A museum dedicated to British jukeboxes produced in Blackpool and Lytham St Annes opened exclusively as part of a series of events celebrating Fifties and Sixties culture.

The Ditchburn Jukebox Museum in St Annes opened for three days to welcome people involved with Jukebox:The Teenage Revolution project, supported by The National Lottery Heritage Fund, thanks to National Lottery players; the Granada Foundation and Garfield Weston Foundation.

The Museum features a selection of jukeboxes made by Ditchburn Equipment Ltd of Lytham St Annes, one of the UK’s first manufacturers of jukeboxes.

Visitors were treated to a talk by Museum founder and owner, Karl Dawson, who bought his first Ditchburn Music Maker jukebox in 2017 and who plans to open the Museum and coffee bar to the public next May.
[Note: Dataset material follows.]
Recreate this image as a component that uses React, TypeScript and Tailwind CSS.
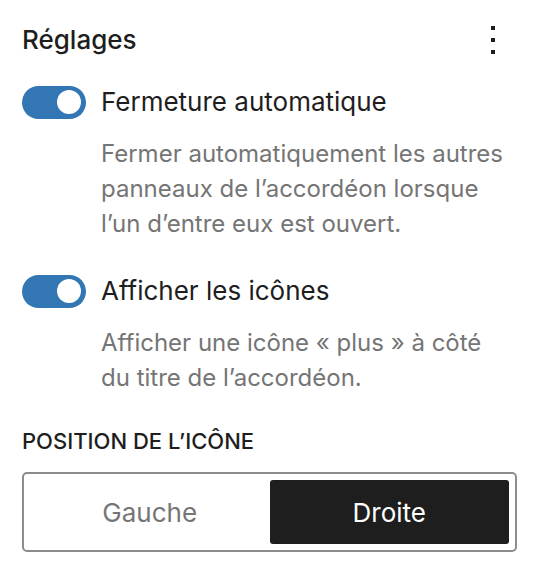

Since setting up a Facebook page and website dedicated to Ditchburn’s, Karl has been inundated with information and photographs from people who worked at the factory or who have fond memories of playing jukeboxes during their teenage years in the Fifties and Sixties.

The first jukeboxes to be made in the area were produced at Hawtin’s Novelty Company in Blackpool in 1946. However, when Hawtin’s decided jukeboxes weren’t going to take off, they sold that side of their business to Geoffrey Norman Ditchburn who moved production to Lytham St Annes in 1952 and the rest, as they say, is history.

“Ditchburn’s put rock and roll on the UK map,” said Karl. “In its early days, the BBC wouldn’t play popular music so when teenagers wanted to listen to music, they always had to find a jukebox in a coffee bar somewhere.”

It was Ditchburn staff who selected the records for the jukeboxes which were from the American charts initially.

The history of jukebox production on the Lancashire coast and of teenage culture in the Fifties and Sixties is being celebrated by Jukebox: The Teenage Revolution, a project organised by Lancashire-based arts and heritage charity, Mirador and Lancaster University Library.